I've had so many people, other students, friends, and family members, turn their nose up at me, scrunch their faces up and ask: "What the hell are you doing taking a class about food? That doesn't seem like it applies to your studies." And we return to the book's overview: "There is nothing more basic than food", which seems to be the major turn off for people. This is basic stuff, home-ec if you will.

My Question: Why don't we care about food in and out of academia and why should we?
My artifact: the textbook the Key Concepts of Food. and supporting evidence

The concept that food isn't worth looking into as a subject comes from a certain place of privilege. The amount of food security most Americans experience is unsightly, it's so obvious to all of us that we don't even see it. We experience food as a trivial aspect of life, even hungry people know that there is an abundance of food that's just out of reach. Unfortunately, because of this image of abundance, we don't see food as a phenomenon worth studying. For example, I tried searching the world wide web for things like "American food abundance", "American food security", "Food security culture in America" and all I got was people talking about how to end hunger or how we eat strange meat foods like sloppy joes and nothing academic about Americans overstocking shelves and having superstores. We are so comfortable with it, it's invisible!

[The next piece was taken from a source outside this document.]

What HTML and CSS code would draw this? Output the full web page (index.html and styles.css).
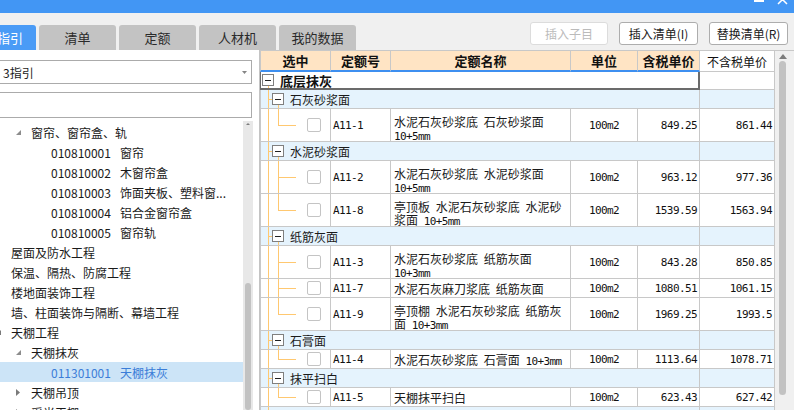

Our privilege with food is so great that we would rather watch cooking shows and reality TV about cooking than actually cook or learn about the sacredness of food. The Daily Mail has an article about the inverse relationship between cooking shows and cooking in the home. Also, we have so much food, we literally eat the MOST calories.
The most I can find online about food that's academic is about: nutrition, food insecurity, how to solve hunger, food waste, sustainability, and money. Other than that, everything else is entertainment, like this very popular cooking channel Tastey, which tantalizes its audience with food making videos.




Videos like this are everywhere, and cooking shows are rampant! In the media, food is considered an industry for sustenance and entertainment, but not for studying. 

My earlier point about food being considered home-ec is related to the dualisms that separate the world; Dr. Emmerman talked about this and so did the Key Concepts of Food. Dualisms are an aspect studied by feminists, ecofeminist, and queer theorists trying to define the binary separation of "normal" and "other" in our western culture. A lot these "othering" and "normalizing" ideals are not just within us as individuals and a culture, but disseminate themselves into our food, communication, and how we go about both! Food ends up getting dualized just like anything else in our fun binary privileging culture.
The Dualisms Emmerman listed:
men/women
public/private
white/black
culture/nature
human/animal

Men are more associated with culture, public life, and humanity, which are the general concerns historically of academia. The book says this: "'Our tradition has tended to privilege questions about the rational, the unchanging, and the eternal, and the abstract and the mental; and to denigrate questions about embodied, concrete, practical experience” (Curtin 1992: xiv). Philosopher Carolyn Korsmeyer agrees that “Taste and eating [are] tied to the necessities of existence and are thus classified as lower functions . . . operating on a primitive, near instinctual level'"(Food 2). Thus the tendency to distance oneself from "basic" food practices, everyday home, private, natural, female activities.

Everyday food, shopping, and eating a packed lunch is associated with just sustenance and nothing worth looking into academically. It's just everyday activity for human survival. Now, food writers are trying to say "NO, its actually super interesting to study why we practice certain food manners, expectations, and preparations!" and it is super interesting. The way we treat our everyday meals, food prep, food treatment in communication or roles, manners, and how much we care about it, shows important aspects of our culture. Delving into the reasons we go about eating and treating food is hard because we've shoved behind us those ideas, although they are still motivating and influencing us. But it's more terrifying to look within our culture and discover its idiosyncrasies and problems than it is to just eat for the sake of eating and not care about it. Or turn up your nose at food that seems "inedible" instead of thinking of the reason why it is edible, or how it came to be edible to them but not to us. And when looking deeply into that, how that very act is a dualistic aspect of our binary privileging culture where we push away others and glorify ourselves, we don't want to see it. That's pretty scary to look at. That's pretty hard to take in.

Answer: we don't care about food in academia because it reminds us of the oppression our food is founded in, and we overlook that and call it "basic".  Whether that oppression is of the animals, workers, other cultures, races, genders, or classes, its there, and it is bound up tightly in the American idea of abundance, entertainment, and favoring binary dualisms that stick with the status quo.